Forget About the Location
…just for a moment. The Italian regions are quite varied, but there are some striking similarities between them. Tuscany and Umbria are like sisters, only Umbria is far cheaper. You could get Tuscany experience but at a smaller price tag — which means extra money in the pot for some of those additional wedding luxuries. The Italian Lake also provide a breathtakingly stunning backdrop for wedding photos.
Go on a Weekend Break
Planning a wedding abroad is an excellent excuse for a weekend break (or two). For research purposes, obvious. The trip is also a good time to scope out some of the local suppliers who you want to involve in your big day; from cake makers to florists, make up artists to caterers. You can also book a local guide to help you scope out potential venues and give you valuable local insight which you won’t find elsewhere.
Hire a Wedding Planner
Planning a wedding can be stressful, let alone hundreds — if not thousands — of miles away from where you live. Getting a wedding planner to assist from the outset will help you remain calm, safe in the knowledge that your big day is being taken care of.
Get Your Paperwork Sorted
The legalities of getting married in Italy can be complicated if you’re not a resident; you’ll need to present your documentation at least four days before your wedding (but not too far in advance, as some authorities want it reasonably close to your wedding date). However, don’t be too organised and make any name changes ahead of your travelling — all of your documents are expected to match.
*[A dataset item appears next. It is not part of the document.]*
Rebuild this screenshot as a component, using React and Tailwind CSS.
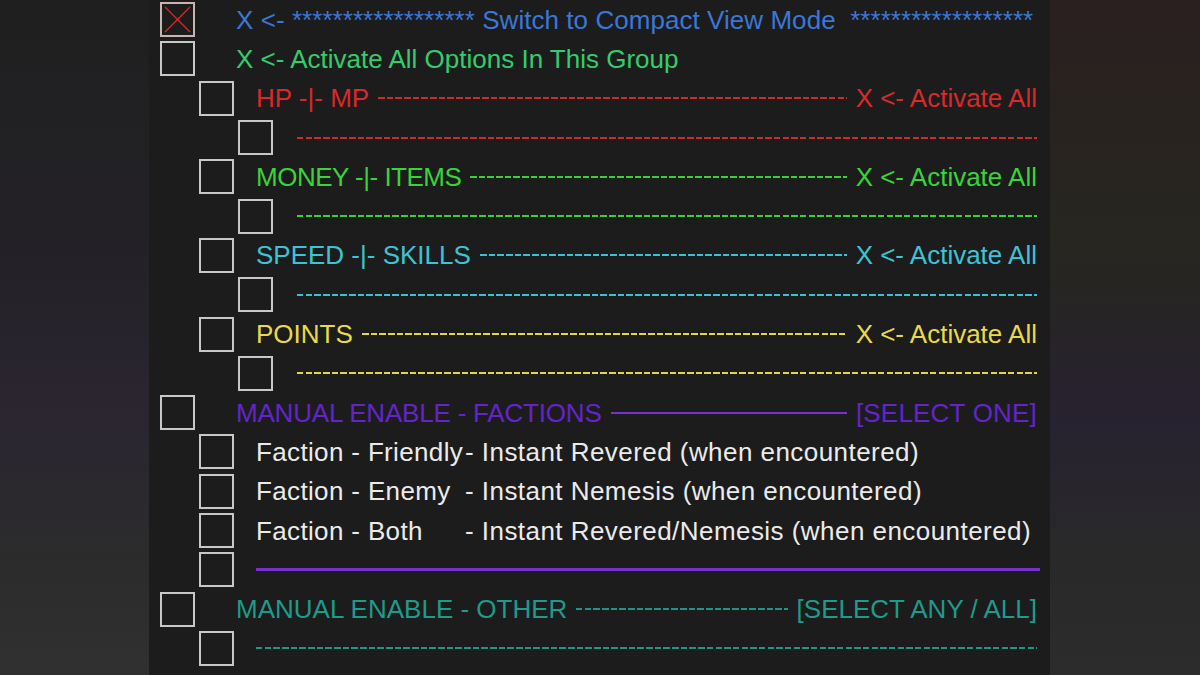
import React from 'react';

// one check square, optionally crossed
const Box = ({ checked }) => (
  <div
    className={`relative w-[35px] h-[35px] shrink-0 border-2 ${
      checked ? 'border-[#c9b4b4]' : 'border-[#c8c8c8]'
    }`}
  >
    {checked && (
      <svg className="absolute inset-0 w-full h-full" viewBox="0 0 31 31">
        <line x1="3" y1="3" x2="28" y2="28" stroke="#d42a2a" strokeWidth="1.3" />
        <line x1="28" y1="3" x2="3" y2="28" stroke="#d42a2a" strokeWidth="1.3" />
      </svg>
    )}
  </div>
);

const levelPad = ['pl-[11px]', 'pl-[50px]', 'pl-[89px]'];
const levelGap = ['ml-[41px]', 'ml-[22px]', 'ml-[24px]'];

const Row = ({ level = 0, checked, children }) => (
  <div className={`flex items-center h-[39.3px] ${levelPad[level]}`}>
    <Box checked={checked} />
    <div className={`flex items-center flex-1 min-w-0 ${levelGap[level]}`}>{children}</div>
  </div>
);

const dash = {
  red: 'bg-[repeating-linear-gradient(90deg,#d02a2a_0_6.5px,transparent_6.5px_8.67px)]',
  green: 'bg-[repeating-linear-gradient(90deg,#36d236_0_6.5px,transparent_6.5px_8.67px)]',
  cyan: 'bg-[repeating-linear-gradient(90deg,#3ac2d4_0_6.5px,transparent_6.5px_8.67px)]',
  yellow: 'bg-[repeating-linear-gradient(90deg,#e4d648_0_6.5px,transparent_6.5px_8.67px)]',
  teal: 'bg-[repeating-linear-gradient(90deg,#1f958a_0_6.5px,transparent_6.5px_8.67px)]',
};

const Line = ({ cls, inline }) => (
  <div className={`h-[2px] flex-1 ${cls} ${inline ? 'mx-[9px]' : ''}`} />
);

const Group = ({ label, color, line, track = '' }) => (
  <>
    <Row level={1}>
      <span className={`whitespace-pre ${color} ${track}`}>{label}</span>
      <Line cls={line} inline />
      <span className={`whitespace-pre ${color}`}>X &lt;- Activate All</span>
    </Row>
    <Row level={2}>
      <Line cls={line} />
    </Row>
  </>
);

const Faction = ({ who, what }) => (
  <Row level={1}>
    <span className="w-[209px] shrink-0 whitespace-pre text-[#ebebeb] tracking-[0.35px]">
      Faction - {who}
    </span>
    <span className="whitespace-pre text-[#ebebeb] tracking-[0.45px]">- {what} (when encountered)</span>
  </Row>
);

export default function App() {
  return (
    <div className="w-[1200px] h-[675px] overflow-hidden flex bg-[#242424] font-['Liberation_Sans',Arial,sans-serif] text-[26px] leading-none">
      <div className="w-[149px] shrink-0 bg-[linear-gradient(180deg,#1f1f1f_0%,#232126_35%,#2a2530_60%,#2c2c2c_85%,#303030_100%)]" />

      <div className="w-[901px] shrink-0 bg-[#1c1c1c] pr-[13px]">
        <Row level={0} checked>
          <span className="whitespace-pre text-[#3a77d6] tracking-[0.05px]">
            X &lt;- ****************** Switch to Compact View Mode  ******************
          </span>
        </Row>
        <Row level={0}>
          <span className="whitespace-pre text-[#34cc6c]">X &lt;- Activate All Options In This Group</span>
        </Row>

        <Group label="HP -|- MP" color="text-[#d8292b]" line={dash.red} />
        <Group label="MONEY -|- ITEMS" color="text-[#38d43a]" line={dash.green} track="tracking-[-0.5px]" />
        <Group label="SPEED -|- SKILLS" color="text-[#3cc4d6]" line={dash.cyan} />
        <Group label="POINTS" color="text-[#e8da4a]" line={dash.yellow} />

        <Row level={0}>
          <span className="whitespace-pre text-[#6424cc] tracking-[-0.2px]">MANUAL ENABLE - FACTIONS</span>
          <div className="h-[2px] flex-1 mx-[9px] bg-[#7a2fcf]" />
          <span className="whitespace-pre text-[#6424cc] tracking-[0.2px]">[SELECT ONE]</span>
        </Row>
        <Faction who="Friendly" what="Instant Revered" />
        <Faction who="Enemy" what="Instant Nemesis" />
        <Faction who="Both" what="Instant Revered/Nemesis" />
        <Row level={1}>
          <div className="h-[3px] flex-1 bg-[#7a2fcf] -mr-[3px]" />
        </Row>

        <Row level={0}>
          <span className="whitespace-pre text-[#1f9a8c] tracking-[0px]">MANUAL ENABLE - OTHER</span>
          <Line cls={dash.teal} inline />
          <span className="whitespace-pre text-[#1f9a8c]">[SELECT ANY / ALL]</span>
        </Row>
        <Row level={1}>
          <Line cls={dash.teal} />
        </Row>
      </div>

      <div className="flex-1 bg-[linear-gradient(180deg,#2a201f_0%,#27261f_35%,#272230_62%,#292929_82%,#2c2c2c_100%)]" />
    </div>
  );
}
…or just have a celebration in Italy instead
Because of the complicated red tape around organising a legal ceremony, many couples opt to get married in their home country and have a simple celebrant-led ceremony in Italy. One advantage to this is that the ceremony can be tailored so that it’s far more personal to the happy couple.
Plan around the seasons
The winter months in Italy can be pretty harsh, which is why the May to September months are the most popular months for weddings. But if you want to go off-season, you can get some great deals — even if you have to head inside if the weather turns against you.
Each region has its own distinct traditions, food and sub-culture. For a truly unique experience, embrace these as part of your plans — whether its staying in a trullo in Puglia, truffle hunting in Tuscany or sampling local wines in Veneto.